Blick a appris que d'autres studios de tatouage ont également été contactés par le même numéro de téléphone pakistanais. Le malfrat a également exigé de l'argent aux autres tatoueurs concernés pour supprimer les avis. On ignore si certains studios ont cédé au chantage.

«Ne pas répondre du tout»

L'Office fédéral de la cybersécurité (OFCS) connaît bien cette arnaque. «Nous conseillons aux personnes concernées de ne pas répondre lorsqu'elles reçoivent une demande de paiement», explique Manuela Sonderegger, porte-parole de l'OFCS. Il convient de signaler les faux commentaires à la plateforme d'évaluation et de porter plainte auprès de la police. C'est aussi ce qu'indique la police cantonale de Zurich sur le site cybercrimepolice.ch. Dans de tels cas, il est également conseillé d'indiquer sous l'avis diffamant, quand cela est possible, qu'il s'agit d'un faux commentaire.
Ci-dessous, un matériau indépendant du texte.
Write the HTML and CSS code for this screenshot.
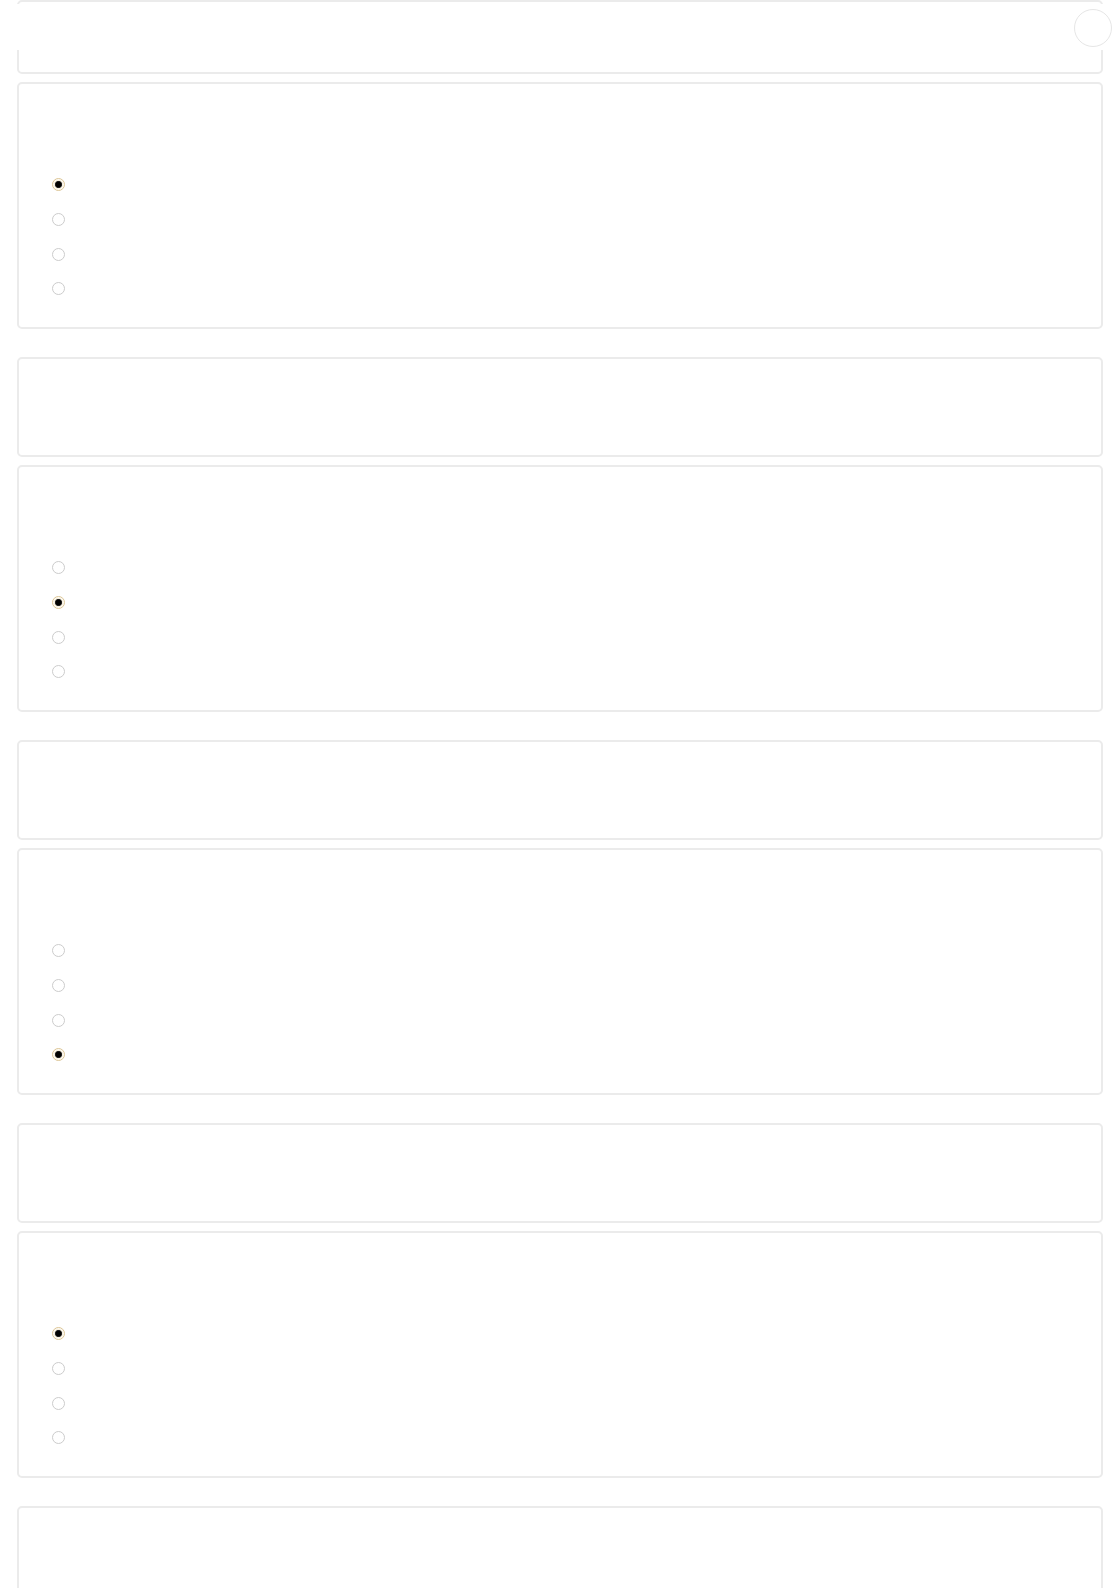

Contacté, Google ne s'exprime pas sur ces cas en question. Mais il déclare: «Nous vérifions minutieusement les contributions 24 heures sur 24 afin de détecter les évaluations frauduleuses.» Pour y parvenir, le géant américain mise tant sur l'intervention humaine que technologique. «Lorsque nous constatons que des personnes produisent des faux commentaires, nous prenons immédiatement des mesures. Cela va du retrait de contenus à la suppression définitive du compte.»